According to the defendant, he momentarily took his eyes off the road because he thought he saw something move in the median.   Right before he turned his attention to the median, the injured plaintiff was driving at a steady speed and showed no sign that her vehicle was slowing down.   When he looked back at the road, the injured plaintiff was either stopped or coming to a stop, and he could not stop his vehicle in time to avoid the collision.   At the conclusion of the bifurcated trial on the issue of liability, the jury found that the defendant was not negligent.

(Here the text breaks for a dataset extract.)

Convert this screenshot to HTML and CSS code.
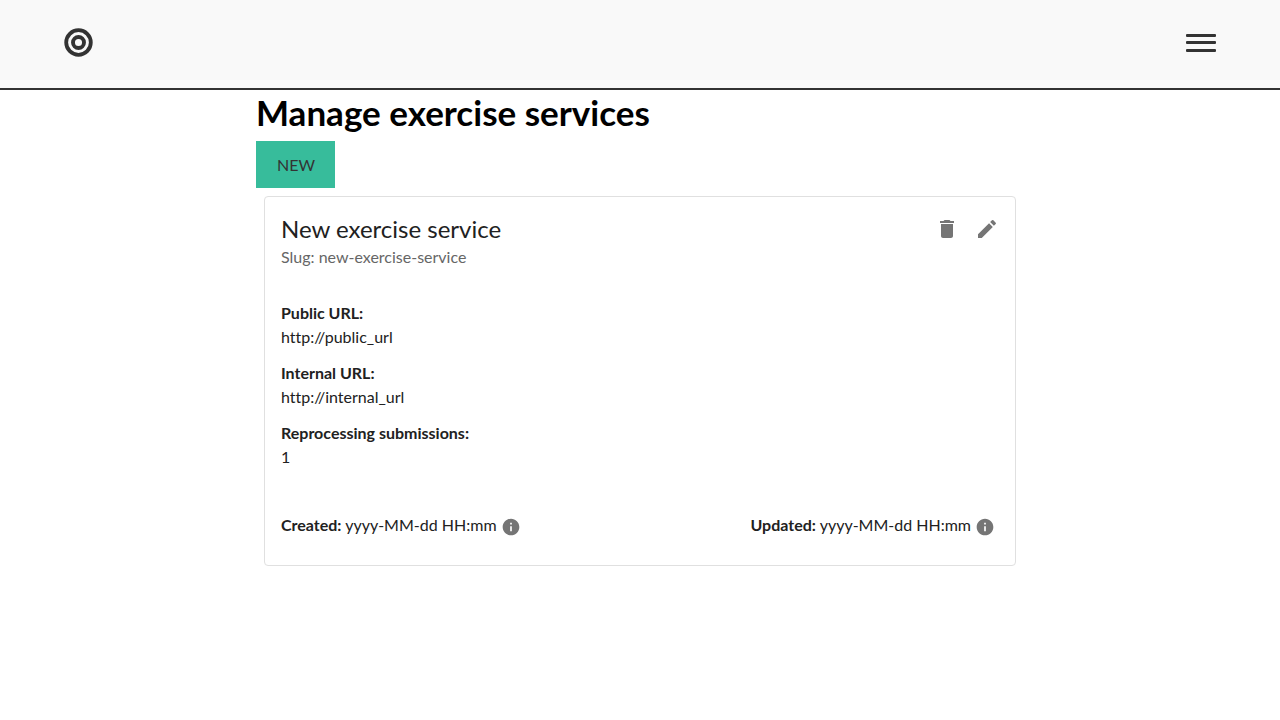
FILE: index.html
```html
<!DOCTYPE html>
<html lang="en">
<head>
<meta charset="utf-8">
<meta name="viewport" content="width=device-width, initial-scale=1">
<title>Manage exercise services</title>
<link rel="stylesheet" href="styles.css">
</head>
<body>
<header class="site-header">
  <a class="logo" href="#" aria-label="Home">
    <svg width="29" height="29" viewBox="0 0 29 29" fill="none" stroke="#333" aria-hidden="true"><circle cx="14.5" cy="14.5" r="12.3" stroke-width="3.8"/><circle cx="14.5" cy="14.5" r="5.5" stroke-width="3.9"/></svg>
  </a>
  <button class="menu" type="button" aria-label="Open menu">
    <svg width="30" height="18" viewBox="0 0 30 18" fill="#333" aria-hidden="true"><rect width="30" height="3" rx="1"/><rect y="7" width="30" height="3" rx="1"/><rect y="15" width="30" height="3" rx="1"/></svg>
  </button>
</header>
<main class="page">
  <h1 class="page-title">Manage exercise services</h1>
  <button class="new-button" type="button">NEW</button>
  <article class="card">
    <div class="card-header">
      <div class="card-heading">
        <h2 class="card-title">New exercise service</h2>
        <p class="card-slug">Slug: new-exercise-service</p>
      </div>
      <div class="card-actions">
        <button class="icon-button" type="button" aria-label="Delete"><svg width="24" height="24" viewBox="0 0 24 24" aria-hidden="true"><path d="M6 19c0 1.100.9 2 2 2h8c1.100 0 2-.9 2-2V7H6v12zM19 4h-3.500l-1-1h-5l-1 1H5v2h14V4z"/></svg></button>
        <button class="icon-button" type="button" aria-label="Edit"><svg width="24" height="24" viewBox="0 0 24 24" aria-hidden="true"><path d="M3 17.250V21h3.750L17.810 9.940l-3.750-3.750L3 17.250zM20.710 7.040c.39-.39.39-1.020 0-1.410l-2.340-2.340a.9959.9959 0 0 0-1.410 0l-1.830 1.830 3.750 3.750 1.830-1.830z"/></svg></button>
      </div>
    </div>
    <dl class="details">
      <div><dt class="label">Public URL:</dt><dd class="value">http://public_url</dd></div>
      <div><dt class="label">Internal URL:</dt><dd class="value">http://internal_url</dd></div>
      <div><dt class="label">Reprocessing submissions:</dt><dd class="value">1</dd></div>
    </dl>
    <div class="card-footer">
      <div><span class="label">Created:</span> yyyy-MM-dd HH:mm<button class="info-button" type="button" aria-label="Created details"><svg width="20" height="20" viewBox="0 0 24 24" aria-hidden="true"><path d="M12 2C6.480 2 2 6.480 2 12s4.480 10 10 10 10-4.480 10-10S17.520 2 12 2zm1 15h-2v-6h2v6zm0-8h-2V7h2v2z"/></svg></button></div>
      <div><span class="label">Updated:</span> yyyy-MM-dd HH:mm<button class="info-button" type="button" aria-label="Updated details"><svg width="20" height="20" viewBox="0 0 24 24" aria-hidden="true"><path d="M12 2C6.480 2 2 6.480 2 12s4.480 10 10 10 10-4.480 10-10S17.520 2 12 2zm1 15h-2v-6h2v6zm0-8h-2V7h2v2z"/></svg></button></div>
    </div>
  </article>
</main>
</body>
</html>
```
FILE: styles.css
```css
* { box-sizing: border-box; }
body {
  margin: 0;
  background: #fff;
  color: #212121;
  font: 16px/24px Lato, "Open Sans", sans-serif;
  font-variant-ligatures: none;
}
h1, h2, p, dl, dd { margin: 0; }
button {
  border: 0;
  background: none;
  color: inherit;
  font: inherit;
  cursor: pointer;
}
svg { display: block; }
.site-header {
  display: flex;
  align-items: center;
  justify-content: space-between;
  padding: 28px 64px 31px;
  background: #f9f9f9;
  border-bottom: 2px solid #333;
}
.menu { padding: 0; }
.page {
  max-width: 768px;
  margin: 0 auto;
}
.page-title {
  padding-bottom: 7px;
  color: #000;
  font-size: 35px;
  line-height: 44px;
  font-weight: 700;
}
.new-button {
  display: block;
  padding: 12px 20px 11px 21px;
  background: #37bc9b;
  color: #333;
}
.card {
  margin: 8px;
  border: 1px solid #e0e0e0;
  border-radius: 4px;
}
.card-header {
  display: flex;
  justify-content: space-between;
  align-items: flex-start;
  padding: 16px;
}
.card-title {
  font-size: 24px;
  line-height: 32px;
  font-weight: 400;
}
.card-slug { color: #666; }
.card-actions {
  display: flex;
  margin: -4px -8px 0 0;
}
.icon-button { padding: 8px; }
.icon-button, .info-button { fill: #757575; }
.details {
  display: grid;
  gap: 12px;
  padding: 16px;
}
.label { font-weight: 700; }
.card-footer {
  display: flex;
  flex-wrap: wrap;
  justify-content: space-between;
  padding: 28px 16px 24px;
}
.info-button {
  padding: 4px;
  vertical-align: middle;
}
```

 A jury verdict in favor of the defendant should not be set aside as against the weight of the evidence unless the evidence preponderates so heavily in the plaintiff's favor that the verdict could not have been reached on any fair interpretation of the evidence (see Nicastro v. Park, 113 A.D.2d 129, 495 N.Y.S.2d 184).   Here, the jury's determination that the defendant, who admittedly took his eyes off the road, was not negligent is not supported by a fair interpretation of the evidence (see Schaible v. Kane, 150 A.D.2d 668, 541 N.Y.S.2d 541;  see generally Andre v. Pomeroy, 35 N.Y.2d 361, 362 N.Y.S.2d 131, 320 N.E.2d 853;  Altmajer v. Morley, 274 A.D.2d 364, 710 N.Y.S.2d 616).

Contrary to the plaintiffs' contention, the Supreme Court properly denied that branch of their motion which was for a judgment in their favor as a matter of law (see Cohen v. Hallmark Cards, 45 N.Y.2d 493, 410 N.Y.S.2d 282, 382 N.E.2d 1145).

Accordingly, we remit the matter to the Supreme Court, Rockland County, for a new trial.